I'm trying to compare 2 different CSV files, mark those differences respectively, then produce it as an output. However, my code seems to be only reading the last part of the lines from sample1.csv and sample2.csv as you can see below:
Sample1.csv
Planet,Account,Name,Station,City
Earth,1234,Pete,Nebula,Phoenix
Earth,1234,Pete,Nebula,Phoenix
Earth,1234,Pete,Nebula,Phoenix
Sample2.csv
Planet,Account,Name,Station,City
Earth,1234,Pete,Nebula,Wakanda
Earth,1234,Pete,Nebula,Montgomery
Earth,1234,Pete,Nebula,Carlo
Current Output
History,Planet,Account,Name,Station,City
Changed,Earth,1234,Pete,Nebula,Carlo
Expected Output
History,Planet,Account,Name,Station,City
Changed,Earth,1234,Pete,Nebula,Wakanda
Changed,Earth,1234,Pete,Nebula,Montgomery
Changed,Earth,1234,Pete,Nebula,Carlo
Here is the code I have:
import csv
with open('old.csv', newline='') as f_old:
csv_old = csv.reader(f_old, delimiter=',')
header = next(csv_old)
old_data = {row[0] : row for row in csv_old}
with open('new.csv', newline='') as f_new:
csv_new = csv.reader(f_new, delimiter=',')
header = next(csv_new)
new_data = {row[0] : row for row in csv_new}
set_new_data = set(new_data)
set_old_data = set(old_data)
added = [['Added'] + new_data[v] for v in set_new_data - set_old_data]

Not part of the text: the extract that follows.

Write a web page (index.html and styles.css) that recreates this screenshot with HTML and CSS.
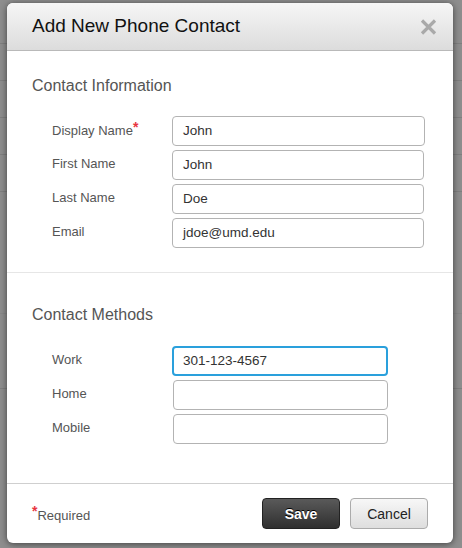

deleted = [['Deleted'] + old_data[v] for v in set_old_data - set_new_data]
in_both = set_old_data & set_new_data
changed = [['Changed'] + new_data[v] for v in in_both if old_data[v] != new_data[v]]
print(changed)
with open('difference.csv', 'w', newline='') as f_output:
csv_output = csv.writer(f_output, delimiter=',')
csv_output.writerow(['History'] + header)
csv_output.writerows(sorted(added + deleted + changed, key=lambda x: x[1:]))
Does anyone know how to get the expected output? Any help is appreciated Thanks!